* _Exercise details_: All the data should come back exactly as it was given.

* _Dataset section_:
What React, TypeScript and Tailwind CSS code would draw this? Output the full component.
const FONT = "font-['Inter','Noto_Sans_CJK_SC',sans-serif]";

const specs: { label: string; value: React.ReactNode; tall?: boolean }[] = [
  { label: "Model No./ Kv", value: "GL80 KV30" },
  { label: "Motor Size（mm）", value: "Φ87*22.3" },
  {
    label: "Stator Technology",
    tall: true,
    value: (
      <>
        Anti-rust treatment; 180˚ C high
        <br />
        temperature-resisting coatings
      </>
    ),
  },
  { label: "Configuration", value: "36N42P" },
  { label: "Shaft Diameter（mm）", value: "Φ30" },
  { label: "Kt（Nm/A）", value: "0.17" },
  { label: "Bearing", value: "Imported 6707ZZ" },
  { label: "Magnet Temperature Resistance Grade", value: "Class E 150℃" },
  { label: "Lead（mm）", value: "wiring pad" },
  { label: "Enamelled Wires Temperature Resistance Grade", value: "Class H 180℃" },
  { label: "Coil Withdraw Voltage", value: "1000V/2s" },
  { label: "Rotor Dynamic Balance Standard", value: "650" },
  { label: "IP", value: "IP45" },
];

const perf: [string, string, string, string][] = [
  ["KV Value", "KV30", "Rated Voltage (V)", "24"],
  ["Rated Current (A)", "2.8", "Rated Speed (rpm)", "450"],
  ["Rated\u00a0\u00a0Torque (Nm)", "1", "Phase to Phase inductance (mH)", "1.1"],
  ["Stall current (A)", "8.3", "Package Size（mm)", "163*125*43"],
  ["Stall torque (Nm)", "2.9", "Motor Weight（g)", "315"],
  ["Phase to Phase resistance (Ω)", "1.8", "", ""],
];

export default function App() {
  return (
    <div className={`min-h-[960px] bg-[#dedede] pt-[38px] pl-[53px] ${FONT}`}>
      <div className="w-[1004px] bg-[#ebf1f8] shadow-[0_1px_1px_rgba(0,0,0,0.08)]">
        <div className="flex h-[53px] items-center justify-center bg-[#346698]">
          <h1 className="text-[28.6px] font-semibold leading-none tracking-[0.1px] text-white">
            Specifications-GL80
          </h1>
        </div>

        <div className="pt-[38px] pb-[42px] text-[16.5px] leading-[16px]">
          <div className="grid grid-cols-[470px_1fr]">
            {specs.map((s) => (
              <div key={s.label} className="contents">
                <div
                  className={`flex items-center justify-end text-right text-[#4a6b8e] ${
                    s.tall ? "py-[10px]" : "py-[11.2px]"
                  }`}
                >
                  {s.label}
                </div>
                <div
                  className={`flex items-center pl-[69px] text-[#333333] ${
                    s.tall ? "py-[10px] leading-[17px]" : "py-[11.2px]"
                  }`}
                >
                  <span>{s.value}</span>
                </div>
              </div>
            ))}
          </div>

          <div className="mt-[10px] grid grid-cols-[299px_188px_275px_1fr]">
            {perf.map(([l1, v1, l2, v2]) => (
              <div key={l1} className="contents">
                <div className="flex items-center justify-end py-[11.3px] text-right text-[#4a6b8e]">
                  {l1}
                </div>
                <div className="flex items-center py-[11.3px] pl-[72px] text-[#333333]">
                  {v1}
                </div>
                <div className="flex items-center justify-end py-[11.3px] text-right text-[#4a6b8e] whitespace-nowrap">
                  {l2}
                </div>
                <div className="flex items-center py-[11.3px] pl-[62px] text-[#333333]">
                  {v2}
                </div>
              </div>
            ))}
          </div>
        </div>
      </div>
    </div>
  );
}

* _Problem solution_:
What React, TypeScript and Tailwind CSS code would draw this? Output the full component.
const FONT = "font-['Inter','Noto_Sans_CJK_SC',sans-serif]";

const specs: { label: string; value: React.ReactNode; tall?: boolean }[] = [
  { label: "Model No./ Kv", value: "GL80 KV30" },
  { label: "Motor Size（mm）", value: "Φ87*22.3" },
  {
    label: "Stator Technology",
    tall: true,
    value: (
      <>
        Anti-rust treatment; 180˚ C high
        <br />
        temperature-resisting coatings
      </>
    ),
  },
  { label: "Configuration", value: "36N42P" },
  { label: "Shaft Diameter（mm）", value: "Φ30" },
  { label: "Kt（Nm/A）", value: "0.17" },
  { label: "Bearing", value: "Imported 6707ZZ" },
  { label: "Magnet Temperature Resistance Grade", value: "Class E 150℃" },
  { label: "Lead（mm）", value: "wiring pad" },
  { label: "Enamelled Wires Temperature Resistance Grade", value: "Class H 180℃" },
  { label: "Coil Withdraw Voltage", value: "1000V/2s" },
  { label: "Rotor Dynamic Balance Standard", value: "650" },
  { label: "IP", value: "IP45" },
];

const perf: [string, string, string, string][] = [
  ["KV Value", "KV30", "Rated Voltage (V)", "24"],
  ["Rated Current (A)", "2.8", "Rated Speed (rpm)", "450"],
  ["Rated\u00a0\u00a0Torque (Nm)", "1", "Phase to Phase inductance (mH)", "1.1"],
  ["Stall current (A)", "8.3", "Package Size（mm)", "163*125*43"],
  ["Stall torque (Nm)", "2.9", "Motor Weight（g)", "315"],
  ["Phase to Phase resistance (Ω)", "1.8", "", ""],
];

export default function App() {
  return (
    <div className={`min-h-[960px] bg-[#dedede] pt-[38px] pl-[53px] ${FONT}`}>
      <div className="w-[1004px] bg-[#ebf1f8] shadow-[0_1px_1px_rgba(0,0,0,0.08)]">
        <div className="flex h-[53px] items-center justify-center bg-[#346698]">
          <h1 className="text-[28.6px] font-semibold leading-none tracking-[0.1px] text-white">
            Specifications-GL80
          </h1>
        </div>

        <div className="pt-[38px] pb-[42px] text-[16.5px] leading-[16px]">
          <div className="grid grid-cols-[470px_1fr]">
            {specs.map((s) => (
              <div key={s.label} className="contents">
                <div
                  className={`flex items-center justify-end text-right text-[#4a6b8e] ${
                    s.tall ? "py-[10px]" : "py-[11.2px]"
                  }`}
                >
                  {s.label}
                </div>
                <div
                  className={`flex items-center pl-[69px] text-[#333333] ${
                    s.tall ? "py-[10px] leading-[17px]" : "py-[11.2px]"
                  }`}
                >
                  <span>{s.value}</span>
                </div>
              </div>
            ))}
          </div>

          <div className="mt-[10px] grid grid-cols-[299px_188px_275px_1fr]">
            {perf.map(([l1, v1, l2, v2]) => (
              <div key={l1} className="contents">
                <div className="flex items-center justify-end py-[11.3px] text-right text-[#4a6b8e]">
                  {l1}
                </div>
                <div className="flex items-center py-[11.3px] pl-[72px] text-[#333333]">
                  {v1}
                </div>
                <div className="flex items-center justify-end py-[11.3px] text-right text-[#4a6b8e] whitespace-nowrap">
                  {l2}
                </div>
                <div className="flex items-center py-[11.3px] pl-[62px] text-[#333333]">
                  {v2}
                </div>
              </div>
            ))}
          </div>
        </div>
      </div>
    </div>
  );
}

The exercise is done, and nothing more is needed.